2. Expert Iteration (ExIt)

Combines planning and learning. Planning (e.g., via MCTS) provides strong actions (“experts”), which are used to train a policy via supervised learning.

AlphaZero: Exemplifies this method by using MCTS and neural nets in self-play.

3. Data Augmentation

The learned model is used to synthesize additional training data.

MBVE: Augments true experiences with simulated rollouts.
World Models: Trains entirely on imagined data (“dreaming”).

4. Imagination-Augmented Agents (I2A)

Here, planning is embedded as a subroutine inside the policy network. The policy learns when and how to use imagination.

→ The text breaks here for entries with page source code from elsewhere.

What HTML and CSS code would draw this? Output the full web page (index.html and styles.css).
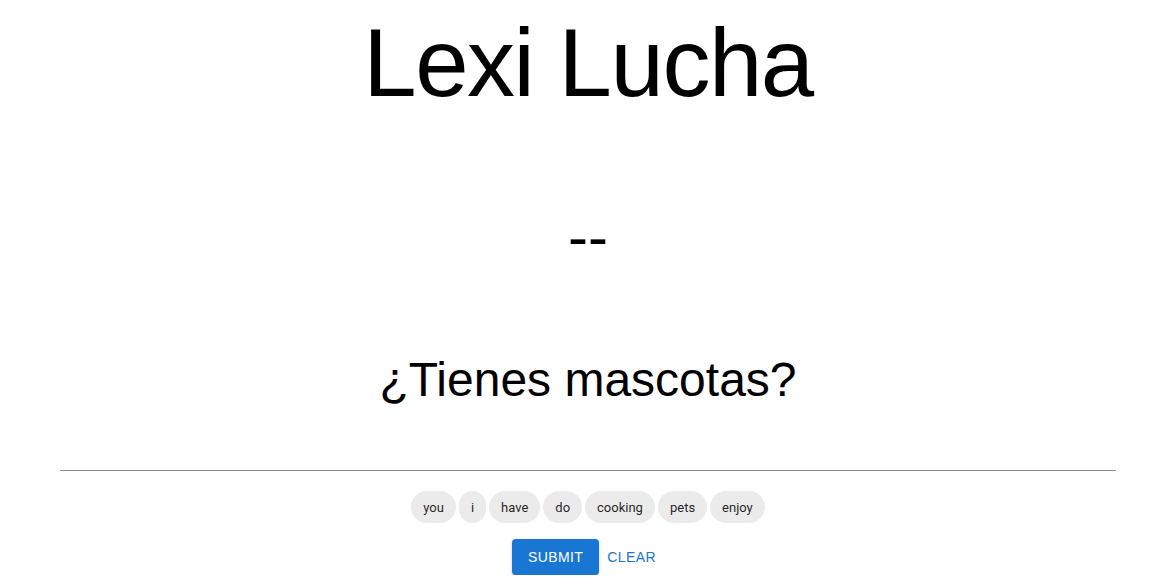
FILE: index.html
```html
<!DOCTYPE html>
<html>
<head>
<meta charset="utf-8">
<link rel="stylesheet" href="styles.css">
</head>
<body>
<div class="page">
  <h1 class="title">Lexi Lucha</h1>
  <div class="answer">--</div>
  <div class="question">¿Tienes mascotas?</div>
  <div class="divider"></div>
  <div class="chips">
    <span class="chip">you</span>
    <span class="chip">i</span>
    <span class="chip">have</span>
    <span class="chip">do</span>
    <span class="chip">cooking</span>
    <span class="chip">pets</span>
    <span class="chip">enjoy</span>
  </div>
  <div class="actions">
    <button class="btn btn-contained">Submit</button>
    <button class="btn btn-text">Clear</button>
  </div>
</div>
</body>
</html>
```
FILE: styles.css
```css
html, body {
  margin: 0;
  padding: 0;
  background: #fff;
}
body {
  font-family: "Liberation Sans", Arial, sans-serif;
  color: #000;
}
.page {
  padding: 8px 39px 0 60px;
  display: flex;
  flex-direction: column;
  align-items: stretch;
  text-align: center;
}
.title {
  margin: 0;
  font-size: 96px;
  font-weight: 400;
  letter-spacing: -1.5px;
  line-height: normal;
}
.answer {
  margin-top: 84px;
  font-size: 60px;
  line-height: normal;
}
.question {
  margin-top: 81px;
  font-size: 48px;
  line-height: normal;
}
.divider {
  margin-top: 63px;
  height: 1px;
  background: #8a8a8a;
}
.chips {
  margin-top: 20px;
  display: flex;
  justify-content: center;
  gap: 3px;
}
.chip {
  height: 32px;
  display: inline-flex;
  align-items: center;
  padding: 0 12px;
  border-radius: 16px;
  background: #ebebeb;
  color: rgba(0,0,0,0.87);
  font-family: Roboto, "Liberation Sans", sans-serif;
  font-size: 13px;
}
.actions {
  margin-top: 16px;
  display: flex;
  justify-content: center;
}
.btn {
  font-family: "Liberation Sans", Arial, sans-serif;
  font-size: 14px;
  font-weight: 400;
  letter-spacing: 0.4px;
  text-transform: uppercase;
  border: 0;
  border-radius: 4px;
  height: 36px;
  cursor: pointer;
}
.btn-contained {
  background: #1976d2;
  color: #fff;
  padding: 0 16px;
  box-shadow: 0 3px 1px -2px rgba(0,0,0,0.2), 0 2px 2px 0 rgba(0,0,0,0.14), 0 1px 5px 0 rgba(0,0,0,0.12);
}
.btn-text {
  background: transparent;
  color: #1976d2;
  padding: 0 8px;
}
```
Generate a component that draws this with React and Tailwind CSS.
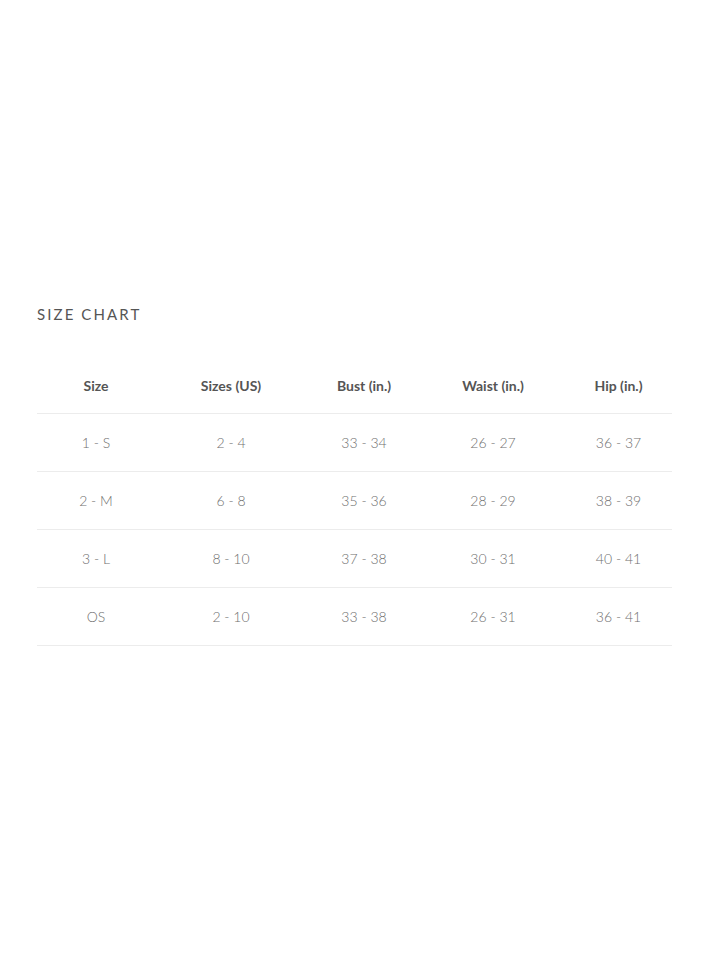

This technique can mitigate model bias because the policy can learn to ignore poor planning results.

Summary

The landscape of RL algorithms is broad and evolving, but organizing them into categories based on model usage and learning targets helps build intuition:

Dimension	Model-Free RL	Model-Based RL
Sample Efficiency	Low	High
Stability	High (Policy Gradient)	Variable (depends on model quality)
Planning Capability	None	Yes (MPC, MCTS, ExIt)
Real-World Deployment	Slower	Faster (if model is accurate)
Representative Methods	DQN, PPO, A2C	AlphaZero, MBVE, World Models, I2A

Understanding these trade-offs is key to selecting or designing an RL algorithm for your application.

References

[2] V. Mnih et al., “Asynchronous Methods for Deep Reinforcement Learning,” ICML, 2016.
[3] J. Schulman et al., “Proximal Policy Optimization Algorithms,” arXiv:1707.06347, 2017.
[5] T. Lillicrap et al., “Continuous Control with Deep Reinforcement Learning,” ICLR, 2016.
[7] T. Haarnoja et al., “Soft Actor-Critic: Off-Policy Maximum Entropy Deep RL,” ICML, 2018.
[8] V. Mnih et al., “Playing Atari with Deep Reinforcement Learning,” NIPS Deep Learning Workshop, 2013.
[9] M. Bellemare et al., “A Distributional Perspective on Reinforcement Learning,” ICML, 2017.
[12] D. Ha and J. Schmidhuber, “World Models,” arXiv:1803.10122, 2018.
[13] T. Weber et al., “Imagination-Augmented Agents,” NIPS, 2017.
[14] A. Nagabandi et al., “Neural Network Dynamics for Model-Based Deep RL,” CoRL, 2017.
[16] D. Silver et al., “Mastering the Game of Go without Human Knowledge,” Nature, 2017.